The Andy Jackman Show – My dude Dave Rollinson on The Hold Fast Project

The Hold Fast Project – You’re not alone, we are all fighting our own demons so fuck the stigma and lets get our stories out there.
Ive been mates with Dave for around 6 or so years and it wasn’t until I started Hold Fast that I had any idea that he had gone through struggles with mental health. that’s the scary thing with mental health and people not talking about it… I work with Dave for roughly a year or two and to me he was just a happy dude from the coast. You will only ever know what people want you to know and when your working at a yard with another 45ish grown men in the construction/industrial service industry its not something that gets talked about.. well back then it didn’t. I remember I went to catch up with Dave one morning down at Dbah for breakfast and he was telling me that his old boy just past away and I remember sitting their not being able to comprehend what he was going through, and back then I never knew what to say in those situations. We don’t get to catch up all that often but we get into some lengthy phone calls and its changed a lot from me usually complaining about work and dumb shit to some good chats with substance and being comfortable talking about how we are both going mentally and all the good shit we have going on. Dave your a fucking solid mate and I’m so thankful for you coming onboard bro.

Dave Rollinson
Mental demons, I have had my fair share throughout most of my teenage and early adult life. Growing up through school I was not really the model student. I struggled to keep pace with most reading, writing and learning was not for me, so I thought… Looking back now I think it was both attitude and confidence and that’s where the mental health issues started for me.

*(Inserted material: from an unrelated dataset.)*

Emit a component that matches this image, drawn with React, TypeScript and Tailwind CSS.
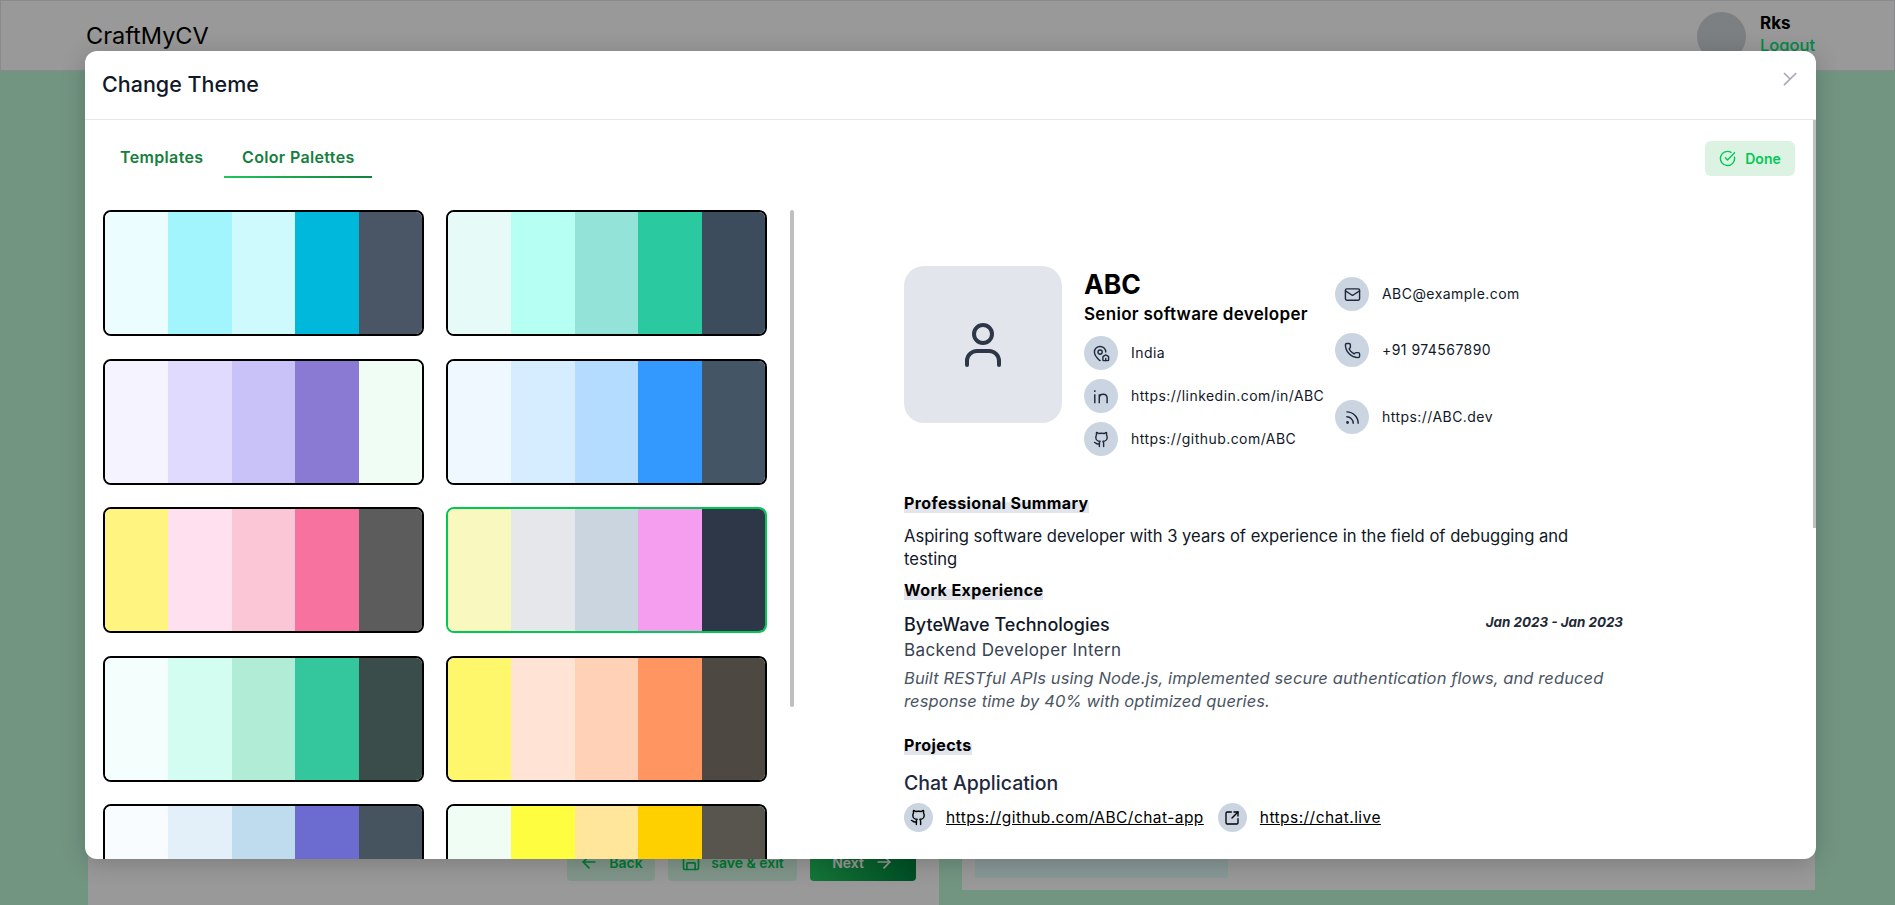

Snowballing on from that, as with a lot of people in the same boat leads down the path of regular substance intake, drinking and drugs. This would go on for quite some time just aimlessly plodding through life, constantly partying, going nowhere fast, slowly destroying my being until I finally hit a rock bottom, the quite sudden death of my father. His passing really rattled me and the family. Someone needed to stand up in this situation, so I thought I’ll put my hand up. As terrible as it was, I think the passing of my father (makes you realise life is precious), the endless support and love from my mother and finding endurance sport helped me gain that confidence and mindset that I knew I had deep down but could not activate. Fast forward to the present, I am light years ahead from where I used to be, and I constantly remind myself both through the good times and bad, that the sun will always rise tomorrow and if I keep improving each day by even 1% it’s far better than where I was and who I use to be.